_Task prompt_:
Locate every line that holds the string "with" and copy it.

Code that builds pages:
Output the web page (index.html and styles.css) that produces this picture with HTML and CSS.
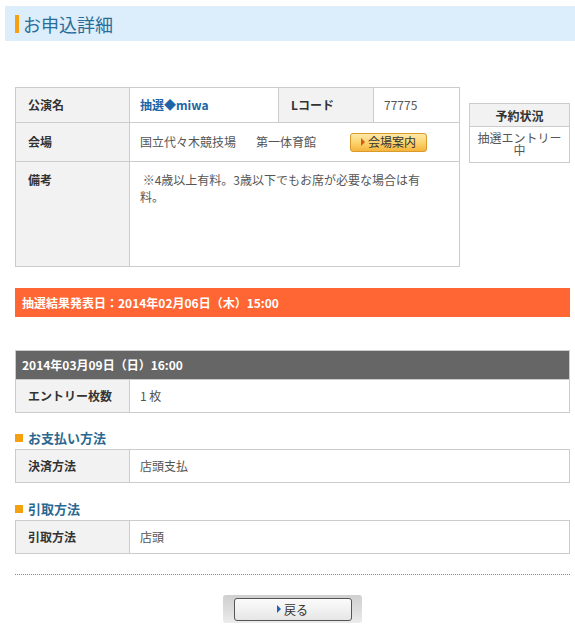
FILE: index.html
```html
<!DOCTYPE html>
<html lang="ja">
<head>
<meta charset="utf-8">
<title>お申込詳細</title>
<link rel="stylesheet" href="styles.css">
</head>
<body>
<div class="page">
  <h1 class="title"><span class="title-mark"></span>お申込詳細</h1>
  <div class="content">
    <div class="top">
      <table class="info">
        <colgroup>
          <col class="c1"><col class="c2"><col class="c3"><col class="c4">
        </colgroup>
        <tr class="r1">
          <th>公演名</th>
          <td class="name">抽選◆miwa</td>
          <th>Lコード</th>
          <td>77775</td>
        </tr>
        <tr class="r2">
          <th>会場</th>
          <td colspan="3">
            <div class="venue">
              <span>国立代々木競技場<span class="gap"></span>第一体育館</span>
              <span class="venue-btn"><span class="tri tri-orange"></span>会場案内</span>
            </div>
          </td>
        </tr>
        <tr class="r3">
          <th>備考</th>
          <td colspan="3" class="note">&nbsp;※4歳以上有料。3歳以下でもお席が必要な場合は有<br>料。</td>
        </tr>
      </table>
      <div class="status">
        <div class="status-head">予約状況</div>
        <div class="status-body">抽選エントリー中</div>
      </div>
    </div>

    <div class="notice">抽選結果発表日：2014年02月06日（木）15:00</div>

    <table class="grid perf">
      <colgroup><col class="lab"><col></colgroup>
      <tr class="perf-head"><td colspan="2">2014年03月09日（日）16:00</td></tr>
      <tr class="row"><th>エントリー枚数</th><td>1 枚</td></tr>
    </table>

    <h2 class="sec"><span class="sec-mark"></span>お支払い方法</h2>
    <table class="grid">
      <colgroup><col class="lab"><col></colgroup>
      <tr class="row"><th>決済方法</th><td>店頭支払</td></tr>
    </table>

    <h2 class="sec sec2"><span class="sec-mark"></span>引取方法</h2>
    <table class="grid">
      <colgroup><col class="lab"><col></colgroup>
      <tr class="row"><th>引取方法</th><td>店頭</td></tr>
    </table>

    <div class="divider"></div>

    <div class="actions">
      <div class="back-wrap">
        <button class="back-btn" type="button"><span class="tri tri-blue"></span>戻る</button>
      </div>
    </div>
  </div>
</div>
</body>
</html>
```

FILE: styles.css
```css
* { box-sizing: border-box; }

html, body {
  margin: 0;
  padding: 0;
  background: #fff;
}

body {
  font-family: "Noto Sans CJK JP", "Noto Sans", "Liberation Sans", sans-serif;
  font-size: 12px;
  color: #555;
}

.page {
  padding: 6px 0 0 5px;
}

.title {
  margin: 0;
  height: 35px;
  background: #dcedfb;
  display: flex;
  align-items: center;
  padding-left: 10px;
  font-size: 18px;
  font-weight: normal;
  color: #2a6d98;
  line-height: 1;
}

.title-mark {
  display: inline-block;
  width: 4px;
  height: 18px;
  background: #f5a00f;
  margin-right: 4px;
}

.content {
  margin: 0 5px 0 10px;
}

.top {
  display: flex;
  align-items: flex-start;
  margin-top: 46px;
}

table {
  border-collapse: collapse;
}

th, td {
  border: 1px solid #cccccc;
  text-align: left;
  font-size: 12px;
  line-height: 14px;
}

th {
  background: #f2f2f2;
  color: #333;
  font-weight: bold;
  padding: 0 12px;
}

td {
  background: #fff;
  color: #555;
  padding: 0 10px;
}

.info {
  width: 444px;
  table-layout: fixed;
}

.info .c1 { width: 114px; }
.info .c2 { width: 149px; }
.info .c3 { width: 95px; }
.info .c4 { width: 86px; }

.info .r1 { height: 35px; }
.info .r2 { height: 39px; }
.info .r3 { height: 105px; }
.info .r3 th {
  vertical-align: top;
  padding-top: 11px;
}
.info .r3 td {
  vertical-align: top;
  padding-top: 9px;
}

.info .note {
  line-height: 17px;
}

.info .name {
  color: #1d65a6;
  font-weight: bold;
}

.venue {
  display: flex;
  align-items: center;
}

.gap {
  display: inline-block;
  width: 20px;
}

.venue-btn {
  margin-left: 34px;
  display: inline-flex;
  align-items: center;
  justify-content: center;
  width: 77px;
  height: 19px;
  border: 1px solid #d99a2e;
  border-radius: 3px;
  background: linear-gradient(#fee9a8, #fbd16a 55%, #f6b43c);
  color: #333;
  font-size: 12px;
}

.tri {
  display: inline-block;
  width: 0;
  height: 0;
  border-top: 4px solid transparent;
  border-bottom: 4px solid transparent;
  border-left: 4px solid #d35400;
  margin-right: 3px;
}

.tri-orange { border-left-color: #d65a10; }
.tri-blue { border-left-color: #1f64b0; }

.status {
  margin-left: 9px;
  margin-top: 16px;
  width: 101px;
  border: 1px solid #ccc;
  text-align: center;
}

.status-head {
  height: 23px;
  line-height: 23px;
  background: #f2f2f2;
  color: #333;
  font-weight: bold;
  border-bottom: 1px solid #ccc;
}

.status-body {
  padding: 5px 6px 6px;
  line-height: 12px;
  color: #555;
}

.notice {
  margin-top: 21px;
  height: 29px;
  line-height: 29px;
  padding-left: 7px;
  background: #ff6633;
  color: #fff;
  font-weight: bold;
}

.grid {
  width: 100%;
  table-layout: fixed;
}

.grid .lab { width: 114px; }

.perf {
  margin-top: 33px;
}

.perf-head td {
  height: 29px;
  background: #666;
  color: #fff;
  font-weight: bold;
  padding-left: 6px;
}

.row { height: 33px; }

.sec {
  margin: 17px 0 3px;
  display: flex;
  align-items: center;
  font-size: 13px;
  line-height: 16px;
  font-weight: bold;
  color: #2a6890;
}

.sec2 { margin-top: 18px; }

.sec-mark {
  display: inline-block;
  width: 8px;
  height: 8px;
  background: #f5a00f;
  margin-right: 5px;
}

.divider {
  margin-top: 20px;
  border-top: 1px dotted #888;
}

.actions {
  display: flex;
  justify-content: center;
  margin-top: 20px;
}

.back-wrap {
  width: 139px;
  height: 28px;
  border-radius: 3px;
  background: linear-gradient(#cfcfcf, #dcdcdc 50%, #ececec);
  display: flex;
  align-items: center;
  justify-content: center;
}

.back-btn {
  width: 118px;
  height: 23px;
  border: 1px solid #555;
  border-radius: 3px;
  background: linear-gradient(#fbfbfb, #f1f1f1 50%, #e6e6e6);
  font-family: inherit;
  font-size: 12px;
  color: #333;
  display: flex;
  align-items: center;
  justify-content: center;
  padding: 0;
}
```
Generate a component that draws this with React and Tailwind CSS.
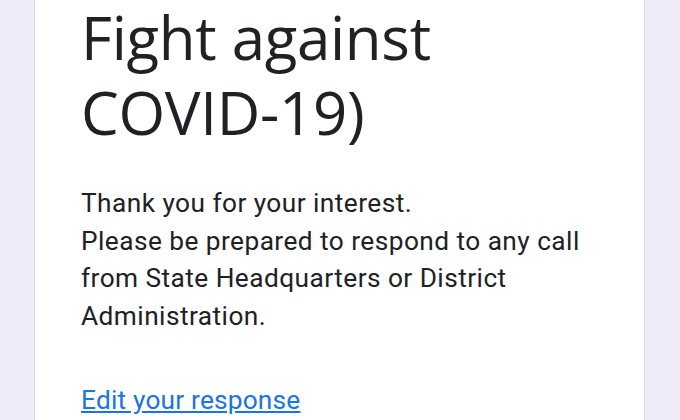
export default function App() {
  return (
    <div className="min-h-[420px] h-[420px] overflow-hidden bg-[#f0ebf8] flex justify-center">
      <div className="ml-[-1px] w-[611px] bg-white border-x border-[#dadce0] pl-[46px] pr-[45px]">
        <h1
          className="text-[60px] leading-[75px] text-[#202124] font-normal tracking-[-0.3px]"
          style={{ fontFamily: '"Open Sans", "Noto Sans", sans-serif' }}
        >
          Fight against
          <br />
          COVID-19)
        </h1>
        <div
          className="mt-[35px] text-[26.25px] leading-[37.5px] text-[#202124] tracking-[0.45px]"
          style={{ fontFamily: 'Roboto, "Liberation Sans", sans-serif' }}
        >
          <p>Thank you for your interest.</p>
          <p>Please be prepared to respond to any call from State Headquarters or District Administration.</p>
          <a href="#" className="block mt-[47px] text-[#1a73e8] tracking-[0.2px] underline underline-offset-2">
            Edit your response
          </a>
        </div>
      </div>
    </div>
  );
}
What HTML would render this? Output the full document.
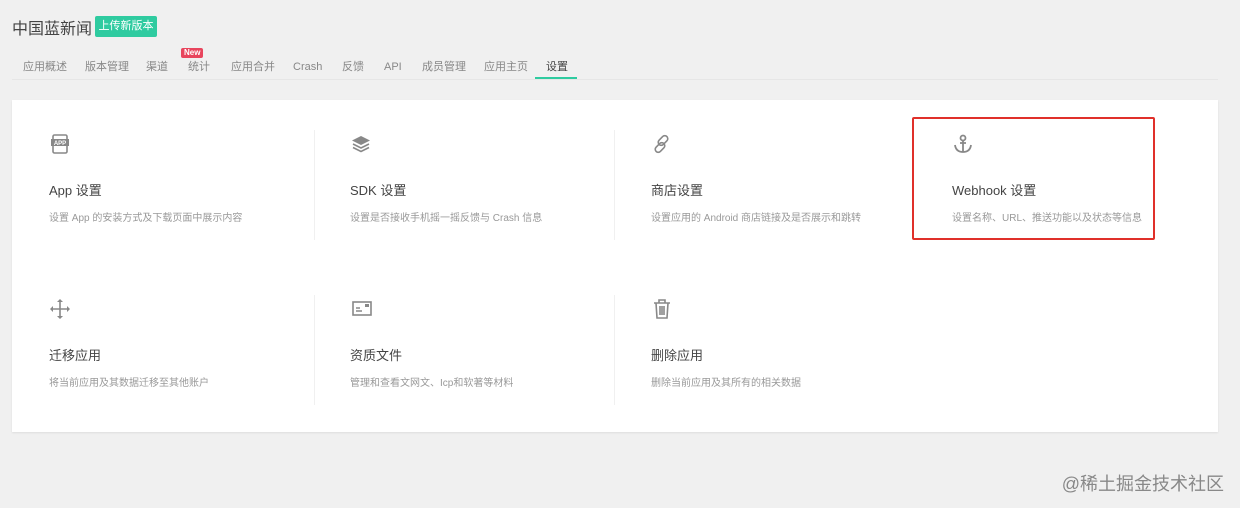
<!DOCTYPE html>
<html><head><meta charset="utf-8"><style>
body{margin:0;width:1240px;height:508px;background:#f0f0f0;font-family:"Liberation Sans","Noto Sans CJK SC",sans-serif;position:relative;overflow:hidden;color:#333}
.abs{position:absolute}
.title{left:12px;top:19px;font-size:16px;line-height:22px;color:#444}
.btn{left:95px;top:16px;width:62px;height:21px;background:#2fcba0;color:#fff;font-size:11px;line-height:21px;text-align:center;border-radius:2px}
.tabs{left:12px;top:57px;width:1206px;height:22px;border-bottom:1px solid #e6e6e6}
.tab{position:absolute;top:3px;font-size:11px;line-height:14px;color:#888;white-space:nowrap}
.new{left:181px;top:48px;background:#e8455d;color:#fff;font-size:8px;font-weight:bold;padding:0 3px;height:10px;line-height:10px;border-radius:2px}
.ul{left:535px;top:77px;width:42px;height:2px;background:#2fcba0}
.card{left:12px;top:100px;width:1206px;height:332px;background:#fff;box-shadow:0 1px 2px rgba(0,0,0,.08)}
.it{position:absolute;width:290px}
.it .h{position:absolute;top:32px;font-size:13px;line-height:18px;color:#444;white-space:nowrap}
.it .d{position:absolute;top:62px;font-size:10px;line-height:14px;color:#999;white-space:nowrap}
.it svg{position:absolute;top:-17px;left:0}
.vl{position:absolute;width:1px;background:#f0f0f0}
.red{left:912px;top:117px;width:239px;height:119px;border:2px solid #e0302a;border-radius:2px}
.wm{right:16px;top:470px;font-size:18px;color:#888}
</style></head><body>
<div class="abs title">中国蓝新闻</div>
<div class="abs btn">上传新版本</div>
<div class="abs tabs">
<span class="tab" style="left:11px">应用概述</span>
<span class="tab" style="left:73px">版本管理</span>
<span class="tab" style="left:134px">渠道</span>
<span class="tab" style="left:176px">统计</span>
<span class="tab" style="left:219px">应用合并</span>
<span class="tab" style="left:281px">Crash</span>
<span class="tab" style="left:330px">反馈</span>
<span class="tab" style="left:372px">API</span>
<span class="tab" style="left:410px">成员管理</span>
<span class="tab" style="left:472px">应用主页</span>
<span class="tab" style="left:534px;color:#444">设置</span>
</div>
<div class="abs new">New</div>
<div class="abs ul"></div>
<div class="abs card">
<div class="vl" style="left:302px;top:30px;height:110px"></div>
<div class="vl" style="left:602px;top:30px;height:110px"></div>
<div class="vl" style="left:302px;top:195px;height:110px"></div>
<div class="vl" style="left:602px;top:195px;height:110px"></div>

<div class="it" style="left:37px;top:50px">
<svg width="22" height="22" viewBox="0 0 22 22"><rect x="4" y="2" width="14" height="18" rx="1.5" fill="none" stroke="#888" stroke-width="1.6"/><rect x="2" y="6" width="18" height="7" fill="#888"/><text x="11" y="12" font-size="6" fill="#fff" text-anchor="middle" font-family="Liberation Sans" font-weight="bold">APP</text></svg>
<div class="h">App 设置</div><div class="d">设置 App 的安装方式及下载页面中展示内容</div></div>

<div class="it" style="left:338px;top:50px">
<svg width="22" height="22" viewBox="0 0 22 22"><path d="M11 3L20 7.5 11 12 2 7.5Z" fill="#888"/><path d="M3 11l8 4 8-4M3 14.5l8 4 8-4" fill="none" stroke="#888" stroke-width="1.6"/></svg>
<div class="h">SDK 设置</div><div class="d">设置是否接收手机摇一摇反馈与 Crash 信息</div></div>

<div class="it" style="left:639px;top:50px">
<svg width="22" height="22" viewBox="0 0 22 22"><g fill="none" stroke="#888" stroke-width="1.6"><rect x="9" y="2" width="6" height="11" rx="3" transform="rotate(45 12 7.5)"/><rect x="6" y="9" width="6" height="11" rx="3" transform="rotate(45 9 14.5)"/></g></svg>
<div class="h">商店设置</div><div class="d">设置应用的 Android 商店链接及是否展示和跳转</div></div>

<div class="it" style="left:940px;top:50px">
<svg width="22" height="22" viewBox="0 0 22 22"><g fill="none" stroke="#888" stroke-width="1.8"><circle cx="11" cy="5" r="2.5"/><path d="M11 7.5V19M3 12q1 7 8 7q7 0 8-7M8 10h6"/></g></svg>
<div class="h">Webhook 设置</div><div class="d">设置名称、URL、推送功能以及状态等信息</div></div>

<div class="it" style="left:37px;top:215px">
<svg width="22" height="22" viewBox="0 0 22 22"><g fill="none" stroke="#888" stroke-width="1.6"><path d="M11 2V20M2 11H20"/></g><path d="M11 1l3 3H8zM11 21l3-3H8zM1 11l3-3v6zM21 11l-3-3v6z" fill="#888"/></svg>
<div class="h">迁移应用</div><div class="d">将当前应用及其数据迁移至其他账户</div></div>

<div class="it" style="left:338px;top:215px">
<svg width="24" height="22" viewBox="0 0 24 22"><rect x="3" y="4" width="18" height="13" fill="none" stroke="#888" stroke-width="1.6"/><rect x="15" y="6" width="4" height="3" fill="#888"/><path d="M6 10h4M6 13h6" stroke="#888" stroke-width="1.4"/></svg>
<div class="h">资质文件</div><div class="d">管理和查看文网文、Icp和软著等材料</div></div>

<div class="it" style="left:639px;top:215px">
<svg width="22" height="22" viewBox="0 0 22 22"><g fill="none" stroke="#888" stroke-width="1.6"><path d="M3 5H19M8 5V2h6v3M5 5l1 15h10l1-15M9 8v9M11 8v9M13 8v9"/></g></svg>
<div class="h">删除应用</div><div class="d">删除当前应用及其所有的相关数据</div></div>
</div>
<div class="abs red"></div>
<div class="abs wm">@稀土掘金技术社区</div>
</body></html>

_Output below_:
Output the web page (index.html and styles.css) that produces this picture with HTML and CSS.
Generate a component that draws this with React and Tailwind CSS.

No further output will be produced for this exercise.